En littérature, les bons sentiments ont la réputation de garantir le naufrage. Pour éviter l'écueil, la famille Mabille-Pons du dernier roman de Marin Ledun s'est offert une porteuse de parole capable de disserter sur Sophocle ou Pétrarque. Elle s'appelle Rose, s'habille en noir, préfère les Fleurs du Mal de Baudelaire à la poésie de Proust et officie comme responsable culturelle d'un salon de coiffure, le Popul-Hair. Si elle n'apprécie guère Freud et Lacan, elle s'arrime à sa "tribu" avec la même intensité que sa mère Adélaïde, une infirmière en lutte permanente.




Autour du père, clerc de notaire en échec professionnel, gravitent les autres enfants, une fille et quatre garçons, dont Gus, adopté dans un orphelinat en Colombie. Plus bronzé que la moyenne de ses camarades, Gus a le profil idéal du "bouc émissaire" dans les embrouilles du collège, voire du coupable, notamment à l'occasion du braquage d'un bureau de tabac dont le propriétaire se retrouve dans le coma.

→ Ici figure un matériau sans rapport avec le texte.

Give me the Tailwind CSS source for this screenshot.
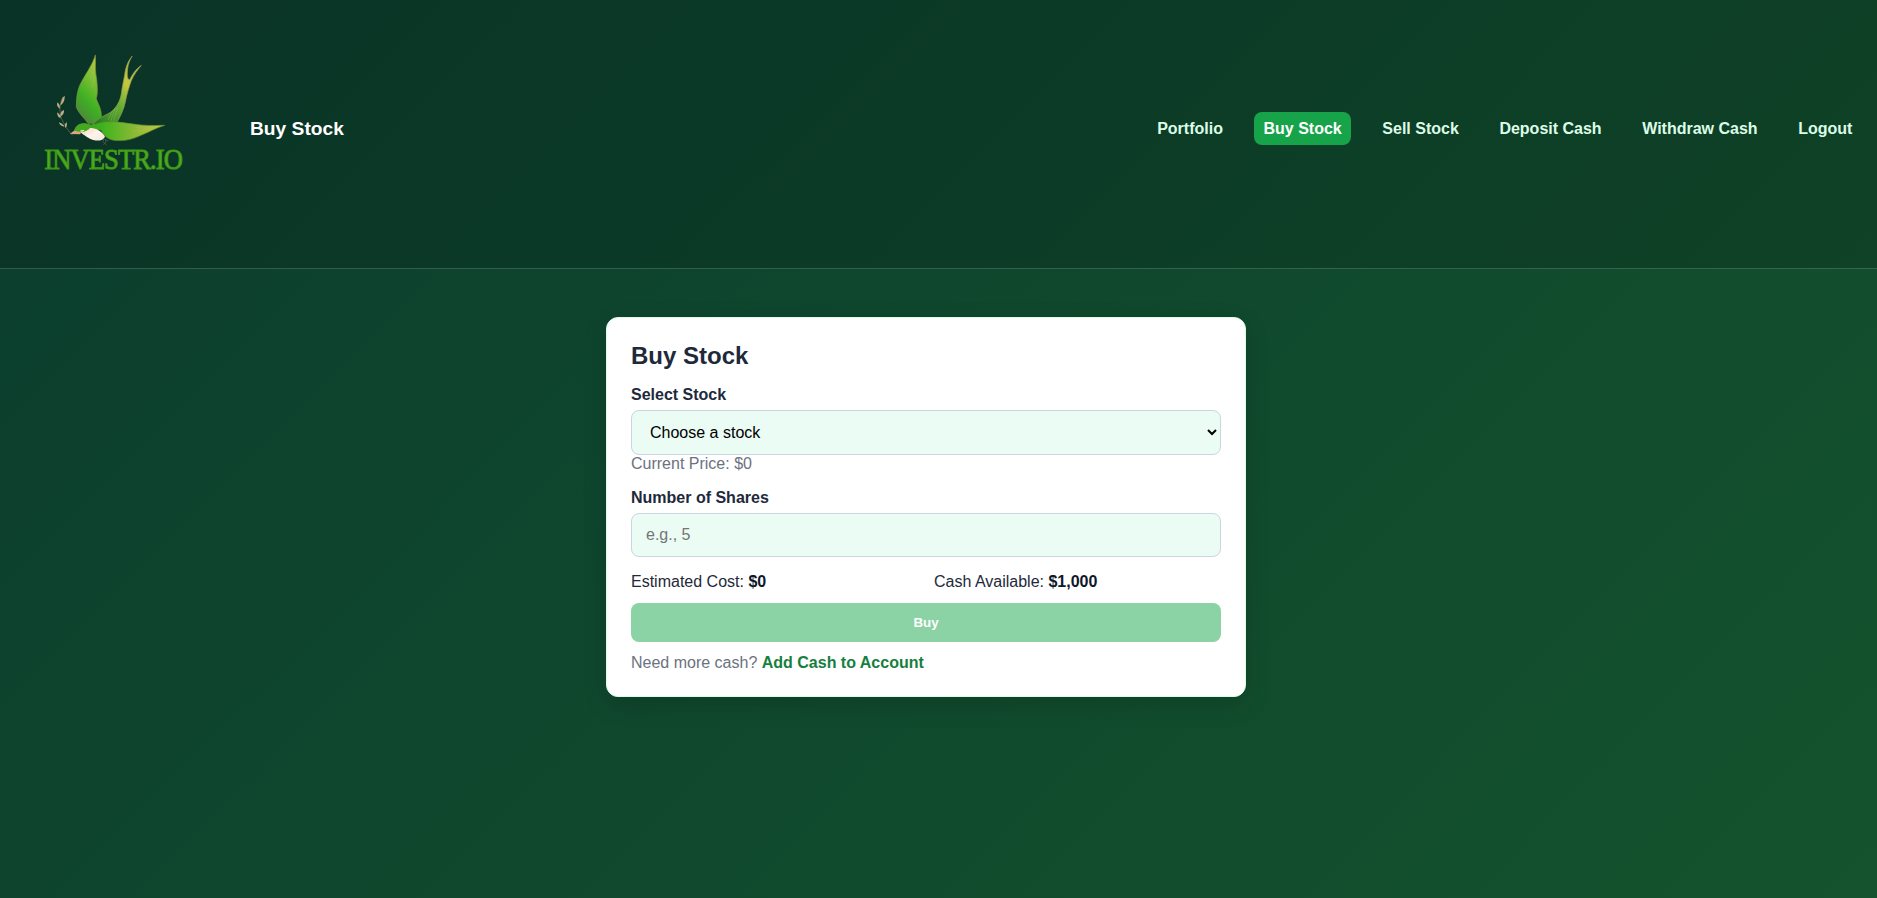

Marin Ledun ne s'amuse qu'en apparence. Il nous entraîne avec le sourire à partager sa déconvenue d'un genre littéraire où le héros n'a pour ambition que de dénicher l'auteur d'un crime. Même si depuis belle lurette, le polar s'est ébroué vers d'autres horizons, l'hommage à Pennac se double d'une cure de jouvence au Popul-Hair avec le chœur des rieuses impatientes d'écouter Rose leur déclamer les poèmes de Gérard de Nerval. 

Ce qui nous ramène dans les roues de Manchette, à la ronde camusienne sur le boulevard périphérique du roman noir, au "Petit Bleu de la Côte Ouest" et à l'humour tragique de la dissidence inutile et nécessaire. Oui, Marin Ledun, "résistons par le rire, et vive la vie".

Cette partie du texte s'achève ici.